- **Your task**: Pictures in the data below are not part of the copy; transcribe everything else exactly.

(Stored data entries)
* * * * *
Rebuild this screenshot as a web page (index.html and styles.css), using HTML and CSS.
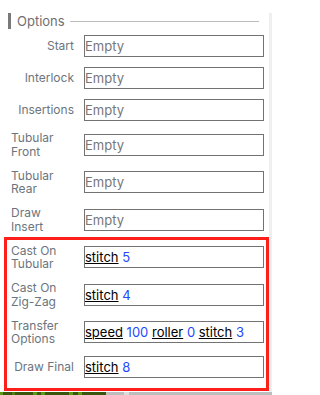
FILE: index.html
```html
<!DOCTYPE html>
<html>
<head>
<meta charset="utf-8">
<link rel="stylesheet" href="styles.css">
</head>
<body>
<div class="panel">
  <div class="legend"><span class="legend-bar"></span><span class="legend-text">Options</span><span class="legend-line"></span></div>
  <div class="rows">
    <div class="label"><span>Start</span></div><div class="field empty">Empty</div>
    <div class="label"><span>Interlock</span></div><div class="field empty">Empty</div>
    <div class="label"><span>Insertions</span></div><div class="field empty">Empty</div>
    <div class="label"><span>Tubular Front</span></div><div class="field empty">Empty</div>
    <div class="label"><span>Tubular Rear</span></div><div class="field empty">Empty</div>
    <div class="label"><span>Draw Insert</span></div><div class="field empty">Empty</div>
    <div class="label"><span>Cast On Tubular</span></div><div class="field"><span class="key">stitch</span> <span class="num">5</span></div>
    <div class="label"><span>Cast On Zig-Zag</span></div><div class="field"><span class="key">stitch</span> <span class="num">4</span></div>
    <div class="label"><span>Transfer Options</span></div><div class="field"><span class="key">speed</span> <span class="num">100</span> <span class="key">roller</span> <span class="num">0</span> <span class="key">stitch</span> <span class="num">3</span></div>
    <div class="label"><span>Draw Final</span></div><div class="field"><span class="key">stitch</span> <span class="num">8</span></div>
  </div>
</div>
<div class="strip"><span class="strip-green"></span><span class="strip-gray"></span><span class="strip-light"></span><span class="strip-gray2"></span></div>
<div class="highlight"></div>
</body>
</html>
```
FILE: styles.css
```css
html, body {
  margin: 0;
  padding: 0;
  background: #ffffff;
  overflow: hidden;
}
body {
  font-family: Inter, "Liberation Sans", sans-serif;
  width: 272px;
  height: 395px;
}
.panel {
  box-sizing: border-box;
  width: 272px;
  margin-top: 13px;
  padding: 0 0 14px 8px;
  border-right: 3px solid #efefef;
}
.legend {
  display: flex;
  align-items: center;
  height: 16px;
  margin-right: 10px;
}
.legend-bar {
  width: 3px;
  height: 16px;
  background: #7a7a7a;
}
.legend-text {
  margin-left: 6px;
  font-size: 13px;
  color: #6f6f6f;
  line-height: 16px;
}
.legend-line {
  flex: 1;
  height: 1px;
  background: #bdbdbd;
  margin-left: 5px;
}
.rows {
  display: grid;
  grid-template-columns: 66px 180px;
  column-gap: 10px;
  row-gap: 10px;
  margin-top: 6px;
}
.label {
  display: flex;
  justify-content: flex-end;
  align-items: center;
  font-size: 12px;
  line-height: 13.75px;
  color: #6c757d;
}
.label span {
  max-width: 63px;
}
.field {
  box-sizing: border-box;
  height: 22px;
  align-self: center;
  border: 1px solid #737373;
  padding-left: 0;
  font-size: 13px;
  line-height: 20px;
  color: #000;
  white-space: nowrap;
  overflow: hidden;
}
.field.empty {
  color: #777777;
}
.key {
  text-decoration: underline;
  color: #000;
}
.num {
  color: #2449ff;
}
.strip {
  display: flex;
  height: 3px;
}
.strip-green {
  width: 106px;
  background: linear-gradient(90deg, #5a9b12 0 3px, #3a560c 3px 12px, #4f7f10 12px 15px, #3a560c 15px 33px, #5a9b12 33px 37px, #3a560c 37px 41px, #5a9b12 41px 45px, #3a560c 45px 69px, #5a9b12 69px 73px, #3a560c 73px 78px, #5a9b12 78px 82px, #3a560c 82px 106px);
}
.strip-gray {
  width: 18px;
  background: #bdbdbd;
}
.strip-light {
  width: 5px;
  background: #dcdcdc;
}
.strip-gray2 {
  flex: 1;
  background: #bdbdbd;
}
.highlight {
  position: absolute;
  left: 4px;
  top: 237px;
  width: 265px;
  height: 154px;
  box-sizing: border-box;
  border: 3px solid #ff1f1a;
}
```
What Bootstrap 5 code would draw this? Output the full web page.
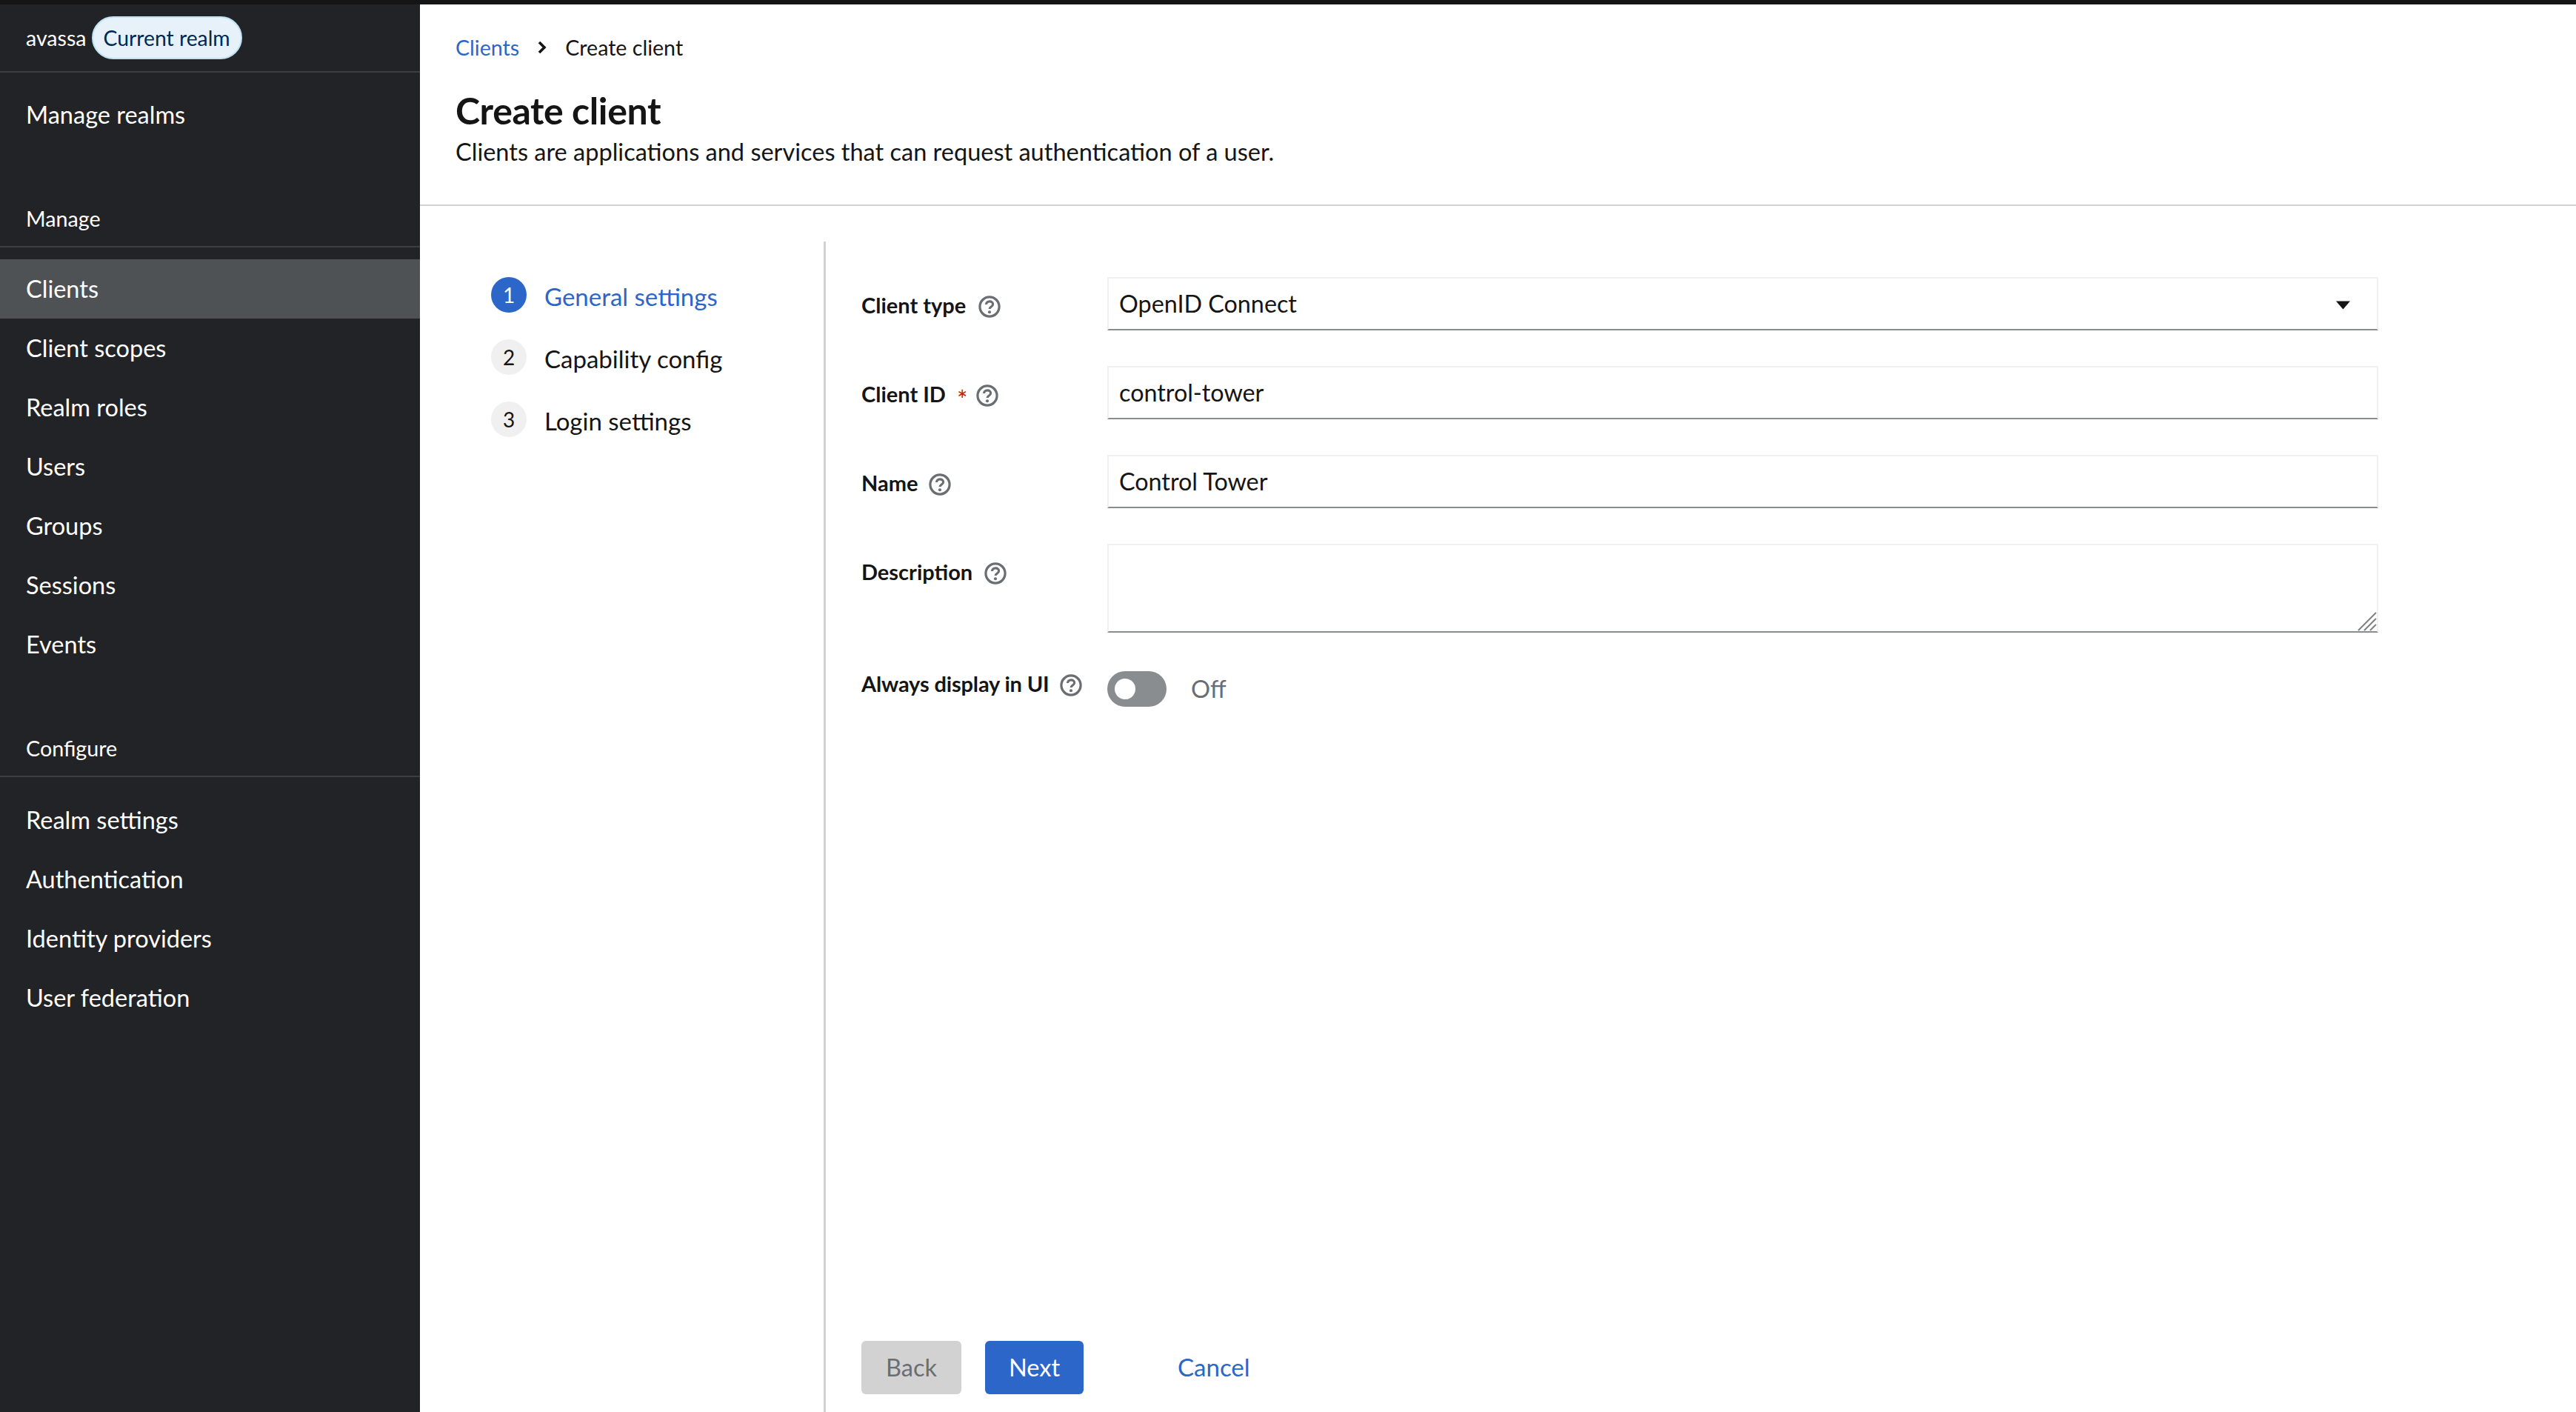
* * * * *
- **Result**:
Rebuild this screenshot as a web page (index.html and styles.css), using HTML and CSS.
FILE: index.html
```html
<!DOCTYPE html>
<html>
<head>
<meta charset="utf-8">
<link rel="stylesheet" href="styles.css">
</head>
<body>
<div class="panel">
  <div class="legend"><span class="legend-bar"></span><span class="legend-text">Options</span><span class="legend-line"></span></div>
  <div class="rows">
    <div class="label"><span>Start</span></div><div class="field empty">Empty</div>
    <div class="label"><span>Interlock</span></div><div class="field empty">Empty</div>
    <div class="label"><span>Insertions</span></div><div class="field empty">Empty</div>
    <div class="label"><span>Tubular Front</span></div><div class="field empty">Empty</div>
    <div class="label"><span>Tubular Rear</span></div><div class="field empty">Empty</div>
    <div class="label"><span>Draw Insert</span></div><div class="field empty">Empty</div>
    <div class="label"><span>Cast On Tubular</span></div><div class="field"><span class="key">stitch</span> <span class="num">5</span></div>
    <div class="label"><span>Cast On Zig-Zag</span></div><div class="field"><span class="key">stitch</span> <span class="num">4</span></div>
    <div class="label"><span>Transfer Options</span></div><div class="field"><span class="key">speed</span> <span class="num">100</span> <span class="key">roller</span> <span class="num">0</span> <span class="key">stitch</span> <span class="num">3</span></div>
    <div class="label"><span>Draw Final</span></div><div class="field"><span class="key">stitch</span> <span class="num">8</span></div>
  </div>
</div>
<div class="strip"><span class="strip-green"></span><span class="strip-gray"></span><span class="strip-light"></span><span class="strip-gray2"></span></div>
<div class="highlight"></div>
</body>
</html>
```
FILE: styles.css
```css
html, body {
  margin: 0;
  padding: 0;
  background: #ffffff;
  overflow: hidden;
}
body {
  font-family: Inter, "Liberation Sans", sans-serif;
  width: 272px;
  height: 395px;
}
.panel {
  box-sizing: border-box;
  width: 272px;
  margin-top: 13px;
  padding: 0 0 14px 8px;
  border-right: 3px solid #efefef;
}
.legend {
  display: flex;
  align-items: center;
  height: 16px;
  margin-right: 10px;
}
.legend-bar {
  width: 3px;
  height: 16px;
  background: #7a7a7a;
}
.legend-text {
  margin-left: 6px;
  font-size: 13px;
  color: #6f6f6f;
  line-height: 16px;
}
.legend-line {
  flex: 1;
  height: 1px;
  background: #bdbdbd;
  margin-left: 5px;
}
.rows {
  display: grid;
  grid-template-columns: 66px 180px;
  column-gap: 10px;
  row-gap: 10px;
  margin-top: 6px;
}
.label {
  display: flex;
  justify-content: flex-end;
  align-items: center;
  font-size: 12px;
  line-height: 13.75px;
  color: #6c757d;
}
.label span {
  max-width: 63px;
}
.field {
  box-sizing: border-box;
  height: 22px;
  align-self: center;
  border: 1px solid #737373;
  padding-left: 0;
  font-size: 13px;
  line-height: 20px;
  color: #000;
  white-space: nowrap;
  overflow: hidden;
}
.field.empty {
  color: #777777;
}
.key {
  text-decoration: underline;
  color: #000;
}
.num {
  color: #2449ff;
}
.strip {
  display: flex;
  height: 3px;
}
.strip-green {
  width: 106px;
  background: linear-gradient(90deg, #5a9b12 0 3px, #3a560c 3px 12px, #4f7f10 12px 15px, #3a560c 15px 33px, #5a9b12 33px 37px, #3a560c 37px 41px, #5a9b12 41px 45px, #3a560c 45px 69px, #5a9b12 69px 73px, #3a560c 73px 78px, #5a9b12 78px 82px, #3a560c 82px 106px);
}
.strip-gray {
  width: 18px;
  background: #bdbdbd;
}
.strip-light {
  width: 5px;
  background: #dcdcdc;
}
.strip-gray2 {
  flex: 1;
  background: #bdbdbd;
}
.highlight {
  position: absolute;
  left: 4px;
  top: 237px;
  width: 265px;
  height: 154px;
  box-sizing: border-box;
  border: 3px solid #ff1f1a;
}
```
What Bootstrap 5 code would draw this? Output the full web page.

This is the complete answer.